Another dot in the blogosphere?

Ranting at rants

Posted on: November 30, 2011

Barely a month goes by without a blogger or a journalist saying that we should reconsider providing students with technology because it does not improve test scores. These reports might take the form of research reviews or newsworthy articles [example].

But let us call a spade a spade. Many of those blog entries and news articles are thinly disguised rants. And this is my rant against those rants.

Of course technology alone will not improve test scores! Technology alone cannot change anything other than lightening wallets and thinning budgets. There are so many things that improve test scores: Immediate feedback, good students, good teachers, drill and practice, and formulaic tuition to name a few.

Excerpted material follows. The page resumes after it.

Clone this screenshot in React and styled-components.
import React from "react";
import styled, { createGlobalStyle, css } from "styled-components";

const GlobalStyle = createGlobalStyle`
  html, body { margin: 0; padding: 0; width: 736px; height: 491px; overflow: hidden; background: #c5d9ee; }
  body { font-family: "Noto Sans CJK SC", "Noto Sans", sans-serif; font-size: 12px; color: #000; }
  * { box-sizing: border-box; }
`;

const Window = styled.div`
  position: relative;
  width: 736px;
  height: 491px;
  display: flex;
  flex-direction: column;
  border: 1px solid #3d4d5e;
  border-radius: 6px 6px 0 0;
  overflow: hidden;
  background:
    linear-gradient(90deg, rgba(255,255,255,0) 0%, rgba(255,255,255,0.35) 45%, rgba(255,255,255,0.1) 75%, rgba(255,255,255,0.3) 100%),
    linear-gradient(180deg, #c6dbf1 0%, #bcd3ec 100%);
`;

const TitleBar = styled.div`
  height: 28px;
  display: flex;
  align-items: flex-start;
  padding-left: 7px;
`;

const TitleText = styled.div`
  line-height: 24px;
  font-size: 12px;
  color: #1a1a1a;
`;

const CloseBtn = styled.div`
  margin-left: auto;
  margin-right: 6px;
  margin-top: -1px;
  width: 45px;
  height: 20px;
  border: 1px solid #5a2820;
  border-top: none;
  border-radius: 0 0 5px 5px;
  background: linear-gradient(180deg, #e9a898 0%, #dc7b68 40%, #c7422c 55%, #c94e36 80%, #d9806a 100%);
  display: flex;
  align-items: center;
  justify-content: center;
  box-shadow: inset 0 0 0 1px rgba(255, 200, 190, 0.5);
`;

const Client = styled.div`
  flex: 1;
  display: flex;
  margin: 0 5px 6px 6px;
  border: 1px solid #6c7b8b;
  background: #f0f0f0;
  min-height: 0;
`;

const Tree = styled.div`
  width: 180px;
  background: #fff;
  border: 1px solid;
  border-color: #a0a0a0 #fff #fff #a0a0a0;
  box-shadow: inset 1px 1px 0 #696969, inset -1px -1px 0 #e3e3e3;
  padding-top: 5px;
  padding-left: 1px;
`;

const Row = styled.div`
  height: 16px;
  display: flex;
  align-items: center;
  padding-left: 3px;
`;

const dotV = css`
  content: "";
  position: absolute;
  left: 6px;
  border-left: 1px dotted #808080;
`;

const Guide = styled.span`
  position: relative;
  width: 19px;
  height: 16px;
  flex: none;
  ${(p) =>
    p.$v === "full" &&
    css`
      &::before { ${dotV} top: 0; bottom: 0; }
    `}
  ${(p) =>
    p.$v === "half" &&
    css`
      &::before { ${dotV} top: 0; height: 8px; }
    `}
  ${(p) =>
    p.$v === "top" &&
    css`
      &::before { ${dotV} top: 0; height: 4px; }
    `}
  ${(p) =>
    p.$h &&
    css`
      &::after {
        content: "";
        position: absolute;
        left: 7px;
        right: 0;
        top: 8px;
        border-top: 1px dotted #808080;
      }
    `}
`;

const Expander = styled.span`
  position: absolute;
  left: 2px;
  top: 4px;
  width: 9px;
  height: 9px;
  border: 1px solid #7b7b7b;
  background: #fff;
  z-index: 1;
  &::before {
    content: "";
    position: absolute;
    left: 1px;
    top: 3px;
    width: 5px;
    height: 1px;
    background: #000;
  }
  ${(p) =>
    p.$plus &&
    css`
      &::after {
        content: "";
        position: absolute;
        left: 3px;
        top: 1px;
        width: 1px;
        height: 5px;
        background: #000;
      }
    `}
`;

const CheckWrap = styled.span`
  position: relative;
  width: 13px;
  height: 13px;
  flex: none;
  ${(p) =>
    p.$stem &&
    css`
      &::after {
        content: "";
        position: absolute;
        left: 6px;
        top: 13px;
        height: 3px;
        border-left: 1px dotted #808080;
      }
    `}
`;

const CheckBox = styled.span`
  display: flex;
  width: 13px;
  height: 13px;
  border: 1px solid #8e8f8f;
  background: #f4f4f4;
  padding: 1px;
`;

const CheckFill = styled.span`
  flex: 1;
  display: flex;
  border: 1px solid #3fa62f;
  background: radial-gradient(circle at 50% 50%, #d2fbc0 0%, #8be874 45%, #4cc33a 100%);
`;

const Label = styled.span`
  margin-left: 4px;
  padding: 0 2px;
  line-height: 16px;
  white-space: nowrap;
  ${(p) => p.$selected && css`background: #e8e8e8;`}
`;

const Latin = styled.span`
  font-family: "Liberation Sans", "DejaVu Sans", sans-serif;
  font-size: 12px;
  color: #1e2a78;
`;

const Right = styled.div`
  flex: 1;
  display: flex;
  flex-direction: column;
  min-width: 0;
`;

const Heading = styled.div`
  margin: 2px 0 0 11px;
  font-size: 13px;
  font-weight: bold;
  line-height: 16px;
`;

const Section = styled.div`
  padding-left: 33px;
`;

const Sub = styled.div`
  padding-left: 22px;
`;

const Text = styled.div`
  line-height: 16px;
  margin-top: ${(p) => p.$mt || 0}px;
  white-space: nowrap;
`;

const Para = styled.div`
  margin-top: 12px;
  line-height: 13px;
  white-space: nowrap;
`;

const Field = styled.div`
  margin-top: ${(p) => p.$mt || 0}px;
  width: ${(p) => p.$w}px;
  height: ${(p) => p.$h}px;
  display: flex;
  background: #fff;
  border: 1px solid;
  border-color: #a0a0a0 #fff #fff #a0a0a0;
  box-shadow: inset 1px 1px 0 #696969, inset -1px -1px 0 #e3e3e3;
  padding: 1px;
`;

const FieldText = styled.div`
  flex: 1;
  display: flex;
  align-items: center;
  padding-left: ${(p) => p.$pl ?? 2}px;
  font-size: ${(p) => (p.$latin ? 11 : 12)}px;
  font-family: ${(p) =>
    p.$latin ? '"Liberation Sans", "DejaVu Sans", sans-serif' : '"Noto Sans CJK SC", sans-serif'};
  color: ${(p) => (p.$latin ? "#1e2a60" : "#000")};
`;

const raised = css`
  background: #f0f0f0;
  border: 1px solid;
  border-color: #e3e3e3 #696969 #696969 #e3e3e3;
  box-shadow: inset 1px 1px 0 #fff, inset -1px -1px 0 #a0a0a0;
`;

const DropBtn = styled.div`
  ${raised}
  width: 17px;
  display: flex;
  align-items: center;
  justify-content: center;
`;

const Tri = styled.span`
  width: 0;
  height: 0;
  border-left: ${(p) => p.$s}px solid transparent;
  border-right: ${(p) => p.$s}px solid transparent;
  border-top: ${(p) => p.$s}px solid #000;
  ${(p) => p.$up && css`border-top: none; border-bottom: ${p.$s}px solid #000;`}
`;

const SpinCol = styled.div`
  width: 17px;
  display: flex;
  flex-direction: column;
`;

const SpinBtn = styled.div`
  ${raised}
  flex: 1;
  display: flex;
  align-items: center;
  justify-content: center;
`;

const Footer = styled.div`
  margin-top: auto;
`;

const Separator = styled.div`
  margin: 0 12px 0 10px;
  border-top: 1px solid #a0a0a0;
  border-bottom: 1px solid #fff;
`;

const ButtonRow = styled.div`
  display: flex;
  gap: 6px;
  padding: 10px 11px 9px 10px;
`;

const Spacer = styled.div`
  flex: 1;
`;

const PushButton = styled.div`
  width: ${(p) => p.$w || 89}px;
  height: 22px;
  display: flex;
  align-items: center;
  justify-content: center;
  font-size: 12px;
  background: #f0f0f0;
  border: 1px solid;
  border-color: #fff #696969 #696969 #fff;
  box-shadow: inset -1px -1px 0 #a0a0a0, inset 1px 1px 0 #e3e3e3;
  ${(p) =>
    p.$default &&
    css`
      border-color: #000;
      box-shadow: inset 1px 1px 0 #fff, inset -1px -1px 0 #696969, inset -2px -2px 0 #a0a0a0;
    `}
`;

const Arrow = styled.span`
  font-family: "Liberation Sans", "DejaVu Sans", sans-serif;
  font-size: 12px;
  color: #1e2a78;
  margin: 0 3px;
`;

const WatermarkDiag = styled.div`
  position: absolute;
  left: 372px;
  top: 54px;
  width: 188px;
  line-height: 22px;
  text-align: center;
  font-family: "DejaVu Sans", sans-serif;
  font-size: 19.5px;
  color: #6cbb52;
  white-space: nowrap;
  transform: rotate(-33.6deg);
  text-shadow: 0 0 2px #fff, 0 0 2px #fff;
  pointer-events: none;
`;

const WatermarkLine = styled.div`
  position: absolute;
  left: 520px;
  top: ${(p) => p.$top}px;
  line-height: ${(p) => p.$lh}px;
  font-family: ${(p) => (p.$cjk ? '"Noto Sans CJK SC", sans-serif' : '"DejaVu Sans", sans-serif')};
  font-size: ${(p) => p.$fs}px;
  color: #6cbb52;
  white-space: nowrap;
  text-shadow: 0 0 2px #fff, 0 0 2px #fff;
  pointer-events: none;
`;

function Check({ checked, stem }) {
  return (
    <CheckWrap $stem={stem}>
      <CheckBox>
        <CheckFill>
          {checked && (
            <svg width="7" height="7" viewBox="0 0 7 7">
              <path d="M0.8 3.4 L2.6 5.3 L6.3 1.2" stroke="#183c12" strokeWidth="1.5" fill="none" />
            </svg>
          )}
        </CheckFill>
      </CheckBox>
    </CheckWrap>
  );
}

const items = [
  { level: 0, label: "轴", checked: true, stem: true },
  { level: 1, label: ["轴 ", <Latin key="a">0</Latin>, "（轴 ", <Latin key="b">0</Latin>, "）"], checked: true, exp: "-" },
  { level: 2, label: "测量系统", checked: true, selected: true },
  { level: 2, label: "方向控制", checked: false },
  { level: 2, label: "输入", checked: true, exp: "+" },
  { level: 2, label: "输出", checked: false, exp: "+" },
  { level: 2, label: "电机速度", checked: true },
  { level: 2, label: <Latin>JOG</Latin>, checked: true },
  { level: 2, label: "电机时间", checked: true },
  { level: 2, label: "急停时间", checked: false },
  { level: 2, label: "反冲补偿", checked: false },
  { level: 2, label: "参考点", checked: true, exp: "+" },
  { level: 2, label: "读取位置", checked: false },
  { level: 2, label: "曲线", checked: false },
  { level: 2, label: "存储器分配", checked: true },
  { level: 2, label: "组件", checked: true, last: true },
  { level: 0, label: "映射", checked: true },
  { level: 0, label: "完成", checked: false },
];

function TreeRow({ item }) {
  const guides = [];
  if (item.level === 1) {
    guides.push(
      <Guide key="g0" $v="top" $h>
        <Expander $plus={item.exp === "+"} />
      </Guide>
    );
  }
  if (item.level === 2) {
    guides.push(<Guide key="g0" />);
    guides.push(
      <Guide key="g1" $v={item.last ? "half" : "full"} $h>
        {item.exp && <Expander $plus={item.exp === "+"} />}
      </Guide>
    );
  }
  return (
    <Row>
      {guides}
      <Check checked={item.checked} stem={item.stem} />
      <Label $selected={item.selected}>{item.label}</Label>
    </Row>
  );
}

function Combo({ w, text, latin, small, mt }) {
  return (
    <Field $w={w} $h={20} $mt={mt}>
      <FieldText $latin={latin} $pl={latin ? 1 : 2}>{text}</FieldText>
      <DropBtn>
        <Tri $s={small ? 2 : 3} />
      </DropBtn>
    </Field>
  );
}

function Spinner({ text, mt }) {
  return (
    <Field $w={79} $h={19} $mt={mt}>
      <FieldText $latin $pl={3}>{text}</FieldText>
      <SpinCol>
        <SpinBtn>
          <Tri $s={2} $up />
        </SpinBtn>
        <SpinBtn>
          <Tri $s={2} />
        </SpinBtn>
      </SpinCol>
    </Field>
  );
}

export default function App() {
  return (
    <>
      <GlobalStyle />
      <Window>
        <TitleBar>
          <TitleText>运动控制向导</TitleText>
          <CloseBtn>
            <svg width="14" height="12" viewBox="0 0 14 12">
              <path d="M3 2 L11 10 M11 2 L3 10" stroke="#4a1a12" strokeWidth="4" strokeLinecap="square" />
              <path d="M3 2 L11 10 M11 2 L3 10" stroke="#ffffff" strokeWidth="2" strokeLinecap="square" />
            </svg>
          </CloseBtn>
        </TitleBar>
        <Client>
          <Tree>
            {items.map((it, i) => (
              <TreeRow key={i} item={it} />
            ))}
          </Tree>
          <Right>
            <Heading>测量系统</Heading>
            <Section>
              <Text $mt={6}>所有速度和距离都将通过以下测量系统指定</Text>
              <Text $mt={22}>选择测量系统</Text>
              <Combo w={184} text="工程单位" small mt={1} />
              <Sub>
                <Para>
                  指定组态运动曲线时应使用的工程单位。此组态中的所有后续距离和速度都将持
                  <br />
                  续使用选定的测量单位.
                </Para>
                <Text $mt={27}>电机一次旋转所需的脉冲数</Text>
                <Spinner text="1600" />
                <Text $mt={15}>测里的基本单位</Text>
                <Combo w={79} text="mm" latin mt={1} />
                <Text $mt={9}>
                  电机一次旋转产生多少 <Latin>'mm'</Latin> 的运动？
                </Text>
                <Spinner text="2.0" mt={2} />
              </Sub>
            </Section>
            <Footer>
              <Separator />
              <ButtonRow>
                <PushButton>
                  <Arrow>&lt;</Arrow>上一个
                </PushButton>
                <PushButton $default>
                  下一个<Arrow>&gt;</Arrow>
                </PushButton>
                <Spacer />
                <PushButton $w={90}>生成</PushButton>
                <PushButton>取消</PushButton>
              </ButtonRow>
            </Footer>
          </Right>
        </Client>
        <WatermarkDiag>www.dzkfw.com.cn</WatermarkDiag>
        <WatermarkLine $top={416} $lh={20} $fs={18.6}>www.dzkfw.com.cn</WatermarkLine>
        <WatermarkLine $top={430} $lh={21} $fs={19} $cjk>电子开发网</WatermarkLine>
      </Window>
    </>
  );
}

Another reason why technology does not increase test scores is because we are measuring the effectiveness of a new intervention with an old method.

Testing, particularly standardized testing, was invented and implemented in the industrial age. We have already moved on to the age of information and interaction but the metric has not adapted fast enough or changed much.

Testing as we know now does not measure information or media literacy. It does not measure current forms of online collaboration and creation. Testing does not measure emergent social value systems.

So I agree that technology alone is not likely to improve test scores. After all, Facebook, Twitter, Google Docs and mobile devices were not created with test scores in mind. But that is not a good enough reason to exclude them from classrooms.

Educators who leverage on progressive technology-mediated pedagogies may or may not increase test scores. But they will use the tools and hopefully the strategies that are relevant to the generation they are nurturing.

Do I have any evidence that these technologies are helping them at all? No, not really. Not when all we have at the moment are tests and debates about tests.